Czy zobaczymy w tym roku "The Haunting of Bly Manor"? Twórca serialu wyjaśnia wszelkie wątpliwości
Marta Wawrzyn
22 kwietnia 2020, 12:03
"Nawiedzony dom na wzgórzu" (Fot. Netflix)
Opóźnienia premier seriali to w tym roku będzie norma, także na Netfliksie, który jednak ma większe zapasy nakręconych produkcji niż inni. Co z sequelem "Nawiedzonego domu na wzgórzu"?
Opóźnienia premier seriali to w tym roku będzie norma, także na Netfliksie, który jednak ma większe zapasy nakręconych produkcji niż inni. Co z sequelem "Nawiedzonego domu na wzgórzu"?
"Nawiedzony dom na wzgórzu" okazał się jedną z najlepszych serialowych premier i zarazem jedną z największych niespodzianek 2018 roku. Nic dziwnego, że Netflix szybko zamówił 2. sezon, z nową historią, ale tą samą ekipą za sterami. Kiedy zobaczymy "The Haunting of Bly Manor"?
The Haunting of Bly Manor — kiedy premiera?
Zgodnie z planem nowa seria miała pojawić się w tym roku. Problem w tym, że z powodu pandemii koronawirusa premiery filmów i seriali są przekładane, a plany zdjęciowe zamykane na czas nieokreślony. Netflix, który w tym momencie zdobywa rekordowe liczby klientów, na razie nie przekłada premier swoich seriali, ale będzie musiał zacząć, jeśli trudna sytuacja potrwa dłużej. Ale raczej nie będzie to dotyczyć sequela "Nawiedzonego domu na wzgórzu".
Twórca serialu Mike Flanagan, zapytany na Twitterze o to, czy będzie opóźnienie, odpowiedział, że zdjęcia udało się dokończyć. "Wszystko zgodnie z planem, zakończyliśmy przed shutdownem i kontynuujemy postprodukcję z domu. Serial zapowiada się cudownie, jestem nim zachwycony. W tym momencie nie ma powodu myśleć, że zostanie przesunięty. Netflix ogłosi datę premiery, kiedy będą gotowi" — napisał.
Going great. Still on schedule, we wrapped before the shutdown and post production has carrying on from home. The show is shaping up wonderfully, I"m thrilled with it. At the moment no reason to think it"ll be pushed. @netflix will announce the release date when they"re ready.
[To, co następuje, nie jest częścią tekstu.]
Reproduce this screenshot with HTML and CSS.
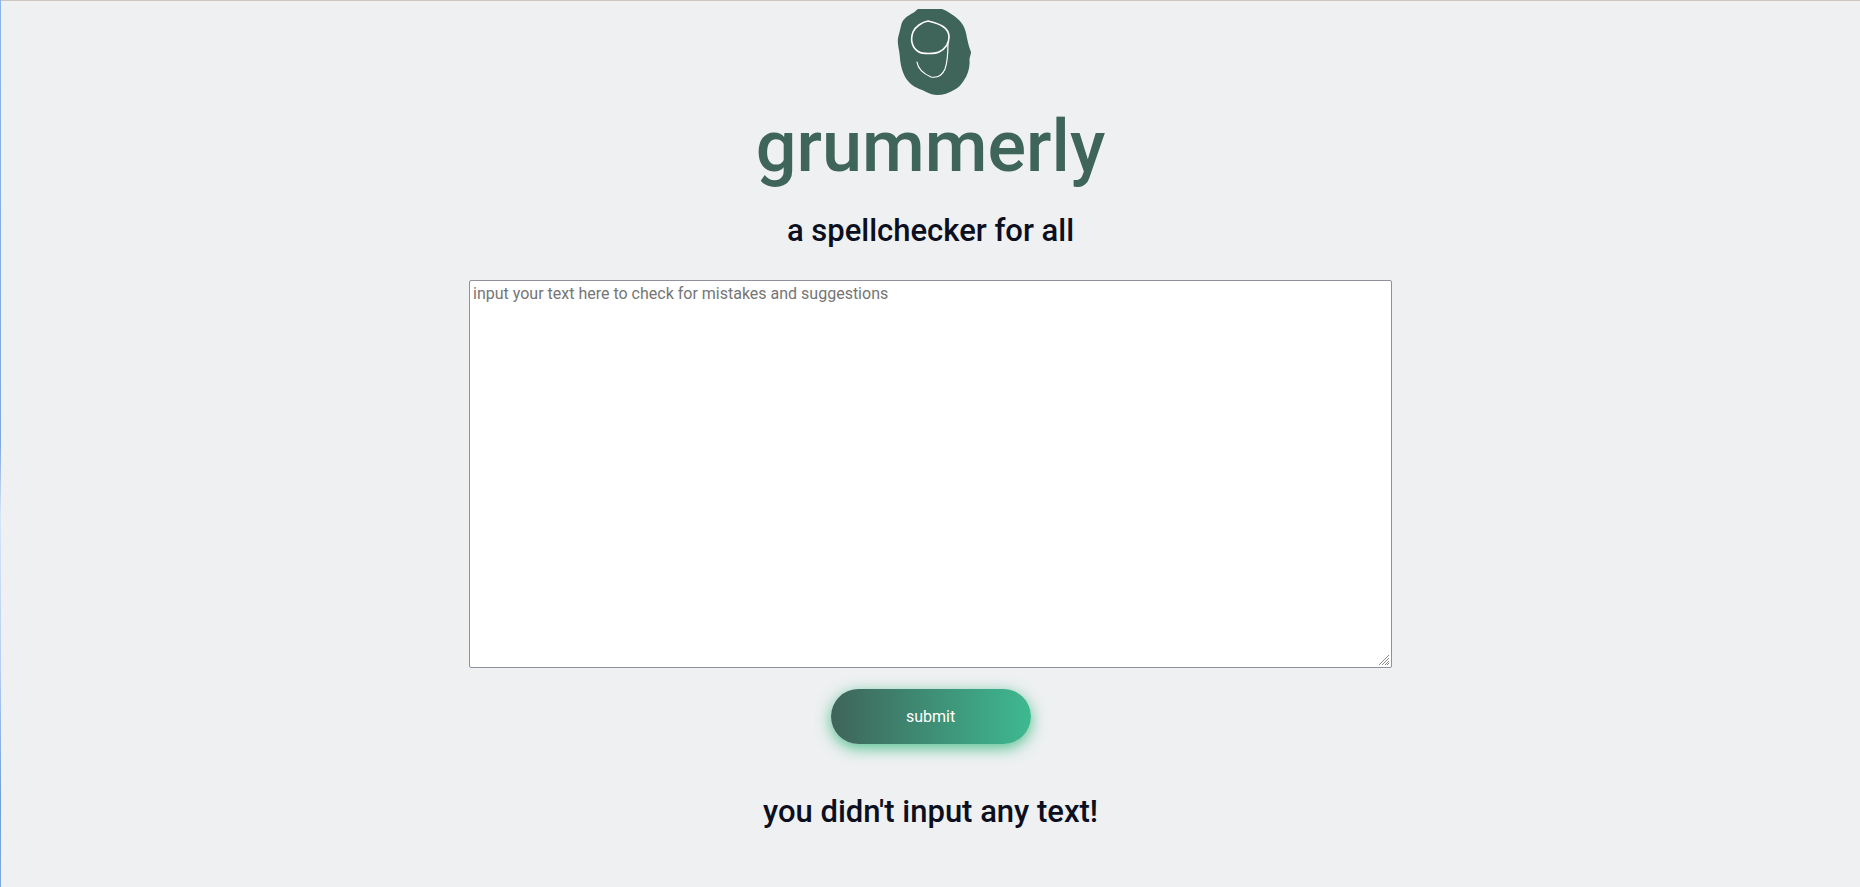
FILE: index.html
```html
<!DOCTYPE html>
<html lang="en">
<head>
<meta charset="utf-8">
<title>grummerly</title>
<link rel="stylesheet" href="styles.css">
</head>
<body>
<main class="page">
  <svg class="logo" viewBox="0 1 110 104" role="img" aria-label="grummerly logo">
    <path class="logo-blob" d="M38 9 L62 9 C67 11 74 15 79 20 C84 25 86 31 87 38 C88 43 89 47 91 52 C91 54 90 56 89.500 59 C90 65 89 71 86 77 C83 82 80 87 74 90 C69 93 63 95 57 95 C51 95 47 92 42 90 C37 88 32 86 28 81 C23 75 21 67 20 59 C20 52 17 44 18 38 C19 34 20 30 21 26 C22 20 26 17 31 14 C34 13 35 11 38 9 Z"/>
    <path class="logo-line" d="M48 21 C42 22 35 27 33 32 C30 40 32 48 39 52 C42 54 55 54 59 52 C65 49 69 45 69 37 C69 28 61 24 48 21 Z"/>
    <path class="logo-tail" d="M68 42 C68 52 68 61 65 69 C62 76 57 78 51 77 C44 74 38 69 37 62"/>
  </svg>
  <h1 class="title">grummerly</h1>
  <h2 class="tagline">a spellchecker for all</h2>
  <form class="checker" onsubmit="return false">
    <textarea class="input" aria-label="text to check" placeholder="input your text here to check for mistakes and suggestions"></textarea>
    <button class="submit" type="submit">submit</button>
  </form>
  <p class="message" role="status">you didn't input any text!</p>
</main>
</body>
</html>
```

FILE: styles.css
```css
* { box-sizing: border-box; }

body {
  margin: 0;
  min-height: 100vh;
  background: #eef0f2;
  color: #0b0f20;
  font-family: Roboto, sans-serif;
  border-left: 1px solid;
  border-image: linear-gradient(#8cb6ea, #7fa9dc 50%, #d5e5f8 58%, #b4cff2 75%, #6f9fd8 90%, #7da9df) 1;
}

.page {
  display: flex;
  flex-direction: column;
  align-items: center;
  border-top: 1px solid #d0c6c0;
}

.logo {
  width: 110px;
  height: 104px;
  margin-left: 8px;
}

.logo-blob { fill: #3f6459; }

.logo-line,
.logo-tail {
  fill: none;
  stroke: #fff;
  stroke-width: 1.6;
  stroke-linecap: round;
}

.logo-tail { stroke-width: 1.2; }

.title {
  margin: 0;
  font-size: 72px;
  line-height: 84px;
  font-weight: 500;
  color: #3f6459;
}

.tagline,
.message {
  margin: 24px 0 31px;
  font-size: 31px;
  line-height: 36px;
  font-weight: 500;
}

.message { margin-top: 29px; }

.checker {
  display: flex;
  flex-direction: column;
  align-items: center;
  width: 100%;
}

.input {
  width: 923px;
  max-width: 96%;
  height: 388px;
  padding: 3px;
  border: 1px solid #8f8f9d;
  border-radius: 2px;
  background: #fff;
  color: inherit;
  font: 16px/19px Roboto, sans-serif;
}

.input::placeholder { color: #757575; }

.input::-webkit-resizer {
  background: url("data:image/svg+xml,%3Csvg xmlns='http://www.w3.org/2000/svg' width='15' height='15' fill='none' stroke='%23888'%3E%3Cpath d='M3 13L13 3M6 13L13 6M9 13L13 9M11 13L13 11' /%3E%3C/svg%3E") no-repeat right bottom;
}

.submit {
  width: 200px;
  height: 55px;
  margin: 21px 0;
  border: 0;
  border-radius: 50px;
  background: linear-gradient(90deg, #3f6459, #3eb991);
  box-shadow: 0 4px 15px rgba(55, 185, 125, 0.85);
  color: #fff;
  font: 400 16px/19px Roboto, sans-serif;
  cursor: pointer;
}
```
— Mike Flanagan (@flanaganfilm) April 21, 2020
Po takim oświadczeniu nie ma powodu myśleć, że premiery "The Haunting of Bly Manor" nie będzie w tym roku (prawdopodobnie na jesieni). W praktyce jednak może być różnie, jeśli zaczną dawać się we znaki niedobory nakręconych seriali. HBO rozwiązało ten problem, przesuwając część wiosennych premier (w tym "Od nowa" i "Dzień trzeci") na jesień. Netflix na razie szaleje z premierami, jakby nie spodziewał się żadnych trudności, ale to nie znaczy, że nie będzie ich mieć.
"The Haunting of Bly Manor" opowie nową historią, opartą na gotyckim horrorze psychologicznym Henry'ego Jamesa pt. "The Turn of the Screw" (w polskiej wersji "W kleszczach lęku" bądź "Dokręcanie śruby"), który dzieje się w starej willi na wsi. Bohaterami jest dwójka sierot i młoda guwernantka. W obsadzie są m.in. Victoria Pedretti i Oliver Jackson-Cohen, czyli Nell i Luke z "Nawiedzonego domu".